• **Written problem**:
Only lines with the word "styles" are needed; collect each of them from the listing below.

▼

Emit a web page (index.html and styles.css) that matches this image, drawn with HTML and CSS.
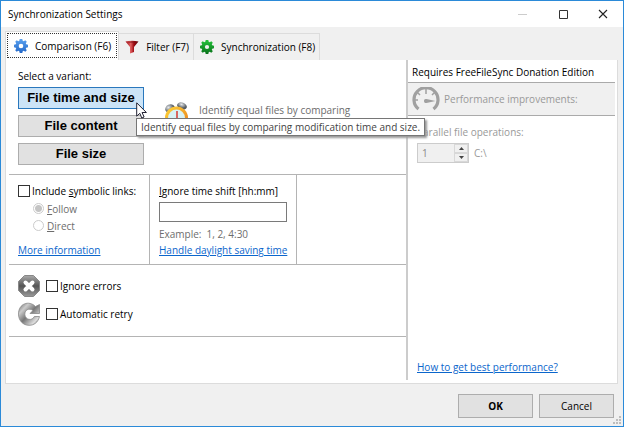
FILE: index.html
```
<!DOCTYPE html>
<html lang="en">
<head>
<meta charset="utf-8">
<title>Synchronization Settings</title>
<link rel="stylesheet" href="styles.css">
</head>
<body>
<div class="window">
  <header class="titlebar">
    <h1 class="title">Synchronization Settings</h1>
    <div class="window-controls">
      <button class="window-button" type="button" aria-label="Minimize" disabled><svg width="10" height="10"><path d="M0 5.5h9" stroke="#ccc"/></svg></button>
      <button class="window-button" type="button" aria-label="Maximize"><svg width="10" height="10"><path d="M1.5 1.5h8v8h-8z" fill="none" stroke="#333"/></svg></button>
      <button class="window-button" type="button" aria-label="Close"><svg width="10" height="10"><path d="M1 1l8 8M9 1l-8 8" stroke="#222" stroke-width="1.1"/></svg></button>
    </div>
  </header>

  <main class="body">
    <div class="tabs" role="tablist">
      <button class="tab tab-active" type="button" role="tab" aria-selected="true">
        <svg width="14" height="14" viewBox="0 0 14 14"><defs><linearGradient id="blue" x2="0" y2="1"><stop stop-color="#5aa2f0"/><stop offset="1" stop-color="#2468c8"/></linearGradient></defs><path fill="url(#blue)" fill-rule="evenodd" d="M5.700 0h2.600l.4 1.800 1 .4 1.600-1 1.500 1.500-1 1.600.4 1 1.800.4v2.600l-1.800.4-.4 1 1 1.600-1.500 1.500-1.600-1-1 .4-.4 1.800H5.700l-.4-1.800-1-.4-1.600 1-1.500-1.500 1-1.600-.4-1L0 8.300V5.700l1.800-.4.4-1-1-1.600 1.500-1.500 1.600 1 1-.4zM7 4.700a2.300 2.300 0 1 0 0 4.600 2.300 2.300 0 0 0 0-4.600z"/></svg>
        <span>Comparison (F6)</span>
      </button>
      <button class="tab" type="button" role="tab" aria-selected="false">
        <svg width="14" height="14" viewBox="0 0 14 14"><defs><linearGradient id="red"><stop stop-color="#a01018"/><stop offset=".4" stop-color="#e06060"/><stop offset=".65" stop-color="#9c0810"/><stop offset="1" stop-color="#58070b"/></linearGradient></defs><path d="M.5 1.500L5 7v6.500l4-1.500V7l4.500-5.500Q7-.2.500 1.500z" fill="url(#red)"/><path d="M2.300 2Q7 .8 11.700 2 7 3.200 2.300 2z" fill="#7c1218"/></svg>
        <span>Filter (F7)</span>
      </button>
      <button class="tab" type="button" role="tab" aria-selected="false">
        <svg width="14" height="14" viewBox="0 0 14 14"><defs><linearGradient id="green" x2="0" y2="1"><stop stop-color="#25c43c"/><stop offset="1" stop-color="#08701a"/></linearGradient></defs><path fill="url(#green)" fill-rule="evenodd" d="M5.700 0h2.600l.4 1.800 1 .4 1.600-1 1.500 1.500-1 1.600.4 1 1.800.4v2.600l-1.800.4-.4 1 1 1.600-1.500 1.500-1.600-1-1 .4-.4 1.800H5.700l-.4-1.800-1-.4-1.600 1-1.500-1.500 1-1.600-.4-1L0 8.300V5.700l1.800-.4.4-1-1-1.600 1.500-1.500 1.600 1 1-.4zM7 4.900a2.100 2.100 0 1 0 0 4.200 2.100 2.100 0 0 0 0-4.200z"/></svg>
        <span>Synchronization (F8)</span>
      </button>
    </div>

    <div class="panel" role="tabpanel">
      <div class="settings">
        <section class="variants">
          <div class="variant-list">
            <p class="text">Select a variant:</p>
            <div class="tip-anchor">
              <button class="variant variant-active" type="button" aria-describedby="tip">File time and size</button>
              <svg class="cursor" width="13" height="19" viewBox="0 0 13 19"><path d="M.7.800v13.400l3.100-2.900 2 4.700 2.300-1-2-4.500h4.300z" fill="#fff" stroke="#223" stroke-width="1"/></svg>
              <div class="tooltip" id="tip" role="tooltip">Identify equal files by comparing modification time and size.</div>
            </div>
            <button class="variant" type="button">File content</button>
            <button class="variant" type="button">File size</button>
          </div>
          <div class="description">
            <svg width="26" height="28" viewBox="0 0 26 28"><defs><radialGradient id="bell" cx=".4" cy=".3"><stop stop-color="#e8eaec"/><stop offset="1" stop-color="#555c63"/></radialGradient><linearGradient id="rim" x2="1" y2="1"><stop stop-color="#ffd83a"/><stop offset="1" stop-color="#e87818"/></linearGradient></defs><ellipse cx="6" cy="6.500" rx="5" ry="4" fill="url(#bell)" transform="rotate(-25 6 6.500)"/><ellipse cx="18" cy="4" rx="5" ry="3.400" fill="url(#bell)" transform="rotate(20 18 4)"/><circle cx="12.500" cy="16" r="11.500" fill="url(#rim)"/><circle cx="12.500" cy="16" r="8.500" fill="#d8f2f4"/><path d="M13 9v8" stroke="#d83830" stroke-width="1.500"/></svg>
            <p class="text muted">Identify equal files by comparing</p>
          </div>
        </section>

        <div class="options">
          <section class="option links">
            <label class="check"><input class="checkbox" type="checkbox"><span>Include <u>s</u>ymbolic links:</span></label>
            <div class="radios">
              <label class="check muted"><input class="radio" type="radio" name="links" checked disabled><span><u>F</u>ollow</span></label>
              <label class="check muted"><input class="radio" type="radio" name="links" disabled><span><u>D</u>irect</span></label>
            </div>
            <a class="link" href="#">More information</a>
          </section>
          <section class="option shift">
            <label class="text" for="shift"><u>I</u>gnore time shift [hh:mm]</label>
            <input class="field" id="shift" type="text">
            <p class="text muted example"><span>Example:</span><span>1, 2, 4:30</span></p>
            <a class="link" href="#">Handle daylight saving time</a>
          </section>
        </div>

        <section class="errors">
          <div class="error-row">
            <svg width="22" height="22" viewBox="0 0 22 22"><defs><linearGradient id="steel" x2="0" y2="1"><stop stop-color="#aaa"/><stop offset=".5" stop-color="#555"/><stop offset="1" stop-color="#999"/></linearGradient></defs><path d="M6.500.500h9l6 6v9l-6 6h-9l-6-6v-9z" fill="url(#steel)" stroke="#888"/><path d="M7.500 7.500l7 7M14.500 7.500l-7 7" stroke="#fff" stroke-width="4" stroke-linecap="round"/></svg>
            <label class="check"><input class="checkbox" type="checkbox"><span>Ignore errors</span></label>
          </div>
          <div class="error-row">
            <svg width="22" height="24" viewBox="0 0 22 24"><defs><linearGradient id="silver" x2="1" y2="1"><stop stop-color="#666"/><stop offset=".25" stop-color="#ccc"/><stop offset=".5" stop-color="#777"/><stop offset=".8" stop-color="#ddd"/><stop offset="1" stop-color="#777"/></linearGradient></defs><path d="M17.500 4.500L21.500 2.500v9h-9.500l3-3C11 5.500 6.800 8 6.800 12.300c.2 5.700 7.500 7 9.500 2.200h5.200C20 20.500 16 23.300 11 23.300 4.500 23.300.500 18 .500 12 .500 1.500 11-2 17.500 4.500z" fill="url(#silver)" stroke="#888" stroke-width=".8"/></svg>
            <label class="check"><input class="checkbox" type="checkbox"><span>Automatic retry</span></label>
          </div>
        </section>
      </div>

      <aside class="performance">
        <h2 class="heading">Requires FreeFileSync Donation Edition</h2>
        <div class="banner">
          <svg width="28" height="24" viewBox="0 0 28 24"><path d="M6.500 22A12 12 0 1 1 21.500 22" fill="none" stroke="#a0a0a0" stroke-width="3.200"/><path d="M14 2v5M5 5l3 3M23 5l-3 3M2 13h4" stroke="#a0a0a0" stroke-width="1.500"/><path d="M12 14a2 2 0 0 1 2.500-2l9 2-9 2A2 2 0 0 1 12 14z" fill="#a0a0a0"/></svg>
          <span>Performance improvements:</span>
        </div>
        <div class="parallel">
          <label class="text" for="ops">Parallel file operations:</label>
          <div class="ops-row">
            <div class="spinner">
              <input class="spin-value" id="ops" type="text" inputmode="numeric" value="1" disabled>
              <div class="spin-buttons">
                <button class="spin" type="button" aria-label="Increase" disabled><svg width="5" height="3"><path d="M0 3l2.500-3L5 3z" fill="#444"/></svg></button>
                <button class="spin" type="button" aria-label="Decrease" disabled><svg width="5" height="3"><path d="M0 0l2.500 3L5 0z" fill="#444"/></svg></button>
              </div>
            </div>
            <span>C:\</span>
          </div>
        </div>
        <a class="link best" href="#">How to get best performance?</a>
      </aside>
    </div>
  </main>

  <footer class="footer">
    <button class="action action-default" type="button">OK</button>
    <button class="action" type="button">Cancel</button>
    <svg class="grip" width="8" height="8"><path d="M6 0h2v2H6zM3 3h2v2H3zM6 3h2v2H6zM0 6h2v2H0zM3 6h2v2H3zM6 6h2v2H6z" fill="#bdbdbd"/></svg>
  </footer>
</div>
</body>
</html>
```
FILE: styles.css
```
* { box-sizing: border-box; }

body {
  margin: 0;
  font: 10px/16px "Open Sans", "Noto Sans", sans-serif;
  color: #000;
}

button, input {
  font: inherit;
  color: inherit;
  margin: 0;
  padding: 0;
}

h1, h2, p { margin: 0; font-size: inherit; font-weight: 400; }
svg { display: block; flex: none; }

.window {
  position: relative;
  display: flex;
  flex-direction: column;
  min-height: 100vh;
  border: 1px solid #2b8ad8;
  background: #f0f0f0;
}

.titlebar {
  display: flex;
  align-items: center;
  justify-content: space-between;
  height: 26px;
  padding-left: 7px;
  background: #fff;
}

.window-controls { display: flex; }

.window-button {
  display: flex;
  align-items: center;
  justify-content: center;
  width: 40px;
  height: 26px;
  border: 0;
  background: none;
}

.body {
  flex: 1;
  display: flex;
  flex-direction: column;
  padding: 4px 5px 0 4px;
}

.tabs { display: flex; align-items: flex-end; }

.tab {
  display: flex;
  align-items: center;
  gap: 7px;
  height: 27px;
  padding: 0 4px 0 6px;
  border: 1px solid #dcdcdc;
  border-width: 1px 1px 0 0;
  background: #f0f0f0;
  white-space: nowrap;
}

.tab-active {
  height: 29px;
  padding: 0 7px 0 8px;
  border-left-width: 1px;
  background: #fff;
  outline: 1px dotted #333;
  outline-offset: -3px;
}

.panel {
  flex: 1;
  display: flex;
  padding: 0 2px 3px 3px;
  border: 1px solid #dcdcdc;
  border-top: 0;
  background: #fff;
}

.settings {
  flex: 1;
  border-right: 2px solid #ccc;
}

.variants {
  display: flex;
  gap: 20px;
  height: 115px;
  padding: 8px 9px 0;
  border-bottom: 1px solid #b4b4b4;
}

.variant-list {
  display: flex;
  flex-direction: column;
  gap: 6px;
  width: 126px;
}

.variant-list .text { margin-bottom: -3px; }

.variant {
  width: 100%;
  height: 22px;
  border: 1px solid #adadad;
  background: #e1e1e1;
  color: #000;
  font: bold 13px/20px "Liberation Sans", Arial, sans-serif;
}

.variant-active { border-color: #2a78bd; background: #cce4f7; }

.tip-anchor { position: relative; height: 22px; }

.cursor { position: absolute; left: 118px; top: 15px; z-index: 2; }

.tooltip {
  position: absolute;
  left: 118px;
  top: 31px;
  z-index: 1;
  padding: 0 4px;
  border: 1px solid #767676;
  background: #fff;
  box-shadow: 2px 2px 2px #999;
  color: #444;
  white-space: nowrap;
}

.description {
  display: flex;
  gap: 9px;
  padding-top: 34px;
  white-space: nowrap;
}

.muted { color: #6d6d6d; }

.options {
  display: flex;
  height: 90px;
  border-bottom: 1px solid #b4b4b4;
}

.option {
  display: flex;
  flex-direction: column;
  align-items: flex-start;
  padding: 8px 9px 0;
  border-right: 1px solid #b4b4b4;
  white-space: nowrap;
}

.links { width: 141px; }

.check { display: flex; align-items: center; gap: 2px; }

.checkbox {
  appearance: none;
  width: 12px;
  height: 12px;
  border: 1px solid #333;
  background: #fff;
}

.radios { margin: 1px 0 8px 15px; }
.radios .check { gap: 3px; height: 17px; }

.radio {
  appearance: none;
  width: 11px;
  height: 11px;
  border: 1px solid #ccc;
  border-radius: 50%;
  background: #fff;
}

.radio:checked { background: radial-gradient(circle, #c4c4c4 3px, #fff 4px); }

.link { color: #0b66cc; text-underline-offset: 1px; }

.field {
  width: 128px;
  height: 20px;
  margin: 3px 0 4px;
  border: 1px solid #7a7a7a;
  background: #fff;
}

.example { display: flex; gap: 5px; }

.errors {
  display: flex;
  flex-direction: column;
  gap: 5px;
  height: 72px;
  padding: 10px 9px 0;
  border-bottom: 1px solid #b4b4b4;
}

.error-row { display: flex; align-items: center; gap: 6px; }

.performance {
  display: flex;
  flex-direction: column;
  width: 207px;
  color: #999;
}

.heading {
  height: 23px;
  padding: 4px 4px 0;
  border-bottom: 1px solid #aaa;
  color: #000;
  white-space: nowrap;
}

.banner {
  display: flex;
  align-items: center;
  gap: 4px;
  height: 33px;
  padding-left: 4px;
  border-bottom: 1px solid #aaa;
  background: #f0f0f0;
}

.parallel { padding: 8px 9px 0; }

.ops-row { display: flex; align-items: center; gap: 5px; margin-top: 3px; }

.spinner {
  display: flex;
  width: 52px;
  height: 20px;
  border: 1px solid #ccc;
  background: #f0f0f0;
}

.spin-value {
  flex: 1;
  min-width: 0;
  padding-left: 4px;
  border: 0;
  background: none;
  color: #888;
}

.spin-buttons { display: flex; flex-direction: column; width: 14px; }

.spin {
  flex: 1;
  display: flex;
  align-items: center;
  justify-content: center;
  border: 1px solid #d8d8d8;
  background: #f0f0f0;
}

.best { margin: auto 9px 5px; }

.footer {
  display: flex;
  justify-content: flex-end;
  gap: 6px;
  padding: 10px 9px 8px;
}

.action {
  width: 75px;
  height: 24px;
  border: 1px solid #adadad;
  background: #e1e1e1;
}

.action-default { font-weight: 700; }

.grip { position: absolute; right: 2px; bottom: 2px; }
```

▲

• **Solved problem**:
Emit a web page (index.html and styles.css) that matches this image, drawn with HTML and CSS.
<link rel="stylesheet" href="styles.css">
FILE: styles.css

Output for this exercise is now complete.